This holiday is associated with the coming of the Lord after 40 days of his birth. The Armenian Church celebrates this holiday, 40 days after January 6 – February 14th. The main ceremony consists of a lit bonfire, symbolizing the coming of spring.
The Armenian national holiday Trndez celebrated annually on February 14, is very similar to Russian Maslenitsa, but with elements of Catholic Valentine’s Day, since the main characters of this day are lovers.
At first, Trndez was a pagan holiday in the ritual of fire worshipers and was called Derendez, which means “sheaf of hay in front of your house” in Armenian symbolizing a wish for a good harvest.
After the adoption of Christianity, the name of the holiday changed, and its essence as well. It began to be celebrated in honour of the Presentation of the Lord to the church (Tiarnndarach in Armenian), and the main participants of Trndez were young men and women – the newlyweds or those who are only going to tie their destinies into marriage.
After the festive liturgy in all the churches, the ritual of the newlyweds’ blessing is performed. An important attribute of the day is the fire, over which loving couples jump. It is believed that if they manage to jump without leaving each others’ hands, their family will be strong, and love will be eternal.

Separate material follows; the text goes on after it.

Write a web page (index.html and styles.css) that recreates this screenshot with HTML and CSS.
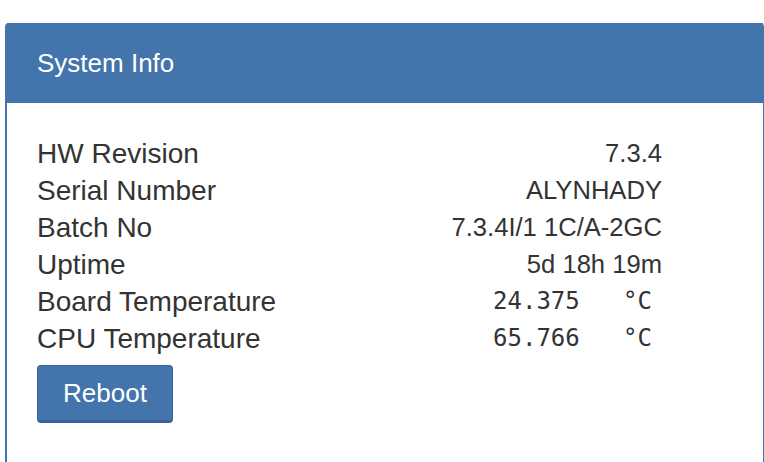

After the young couples, childless women jump over the fire hoping that the flames will help them get pregnant. In the end, all join hands and dance around the fire.
According to the old Armenian beliefs, a festive fire on this day provides well-being to those who jump over it. When the fire is extinguished, the remaining ashes are collected and spread across the fields.
And this ritual should bring a good harvest next fall. Currently, fire is not lit everywhere, but, in any case, young men and women walk in the evening through the streets, holding lighted candles.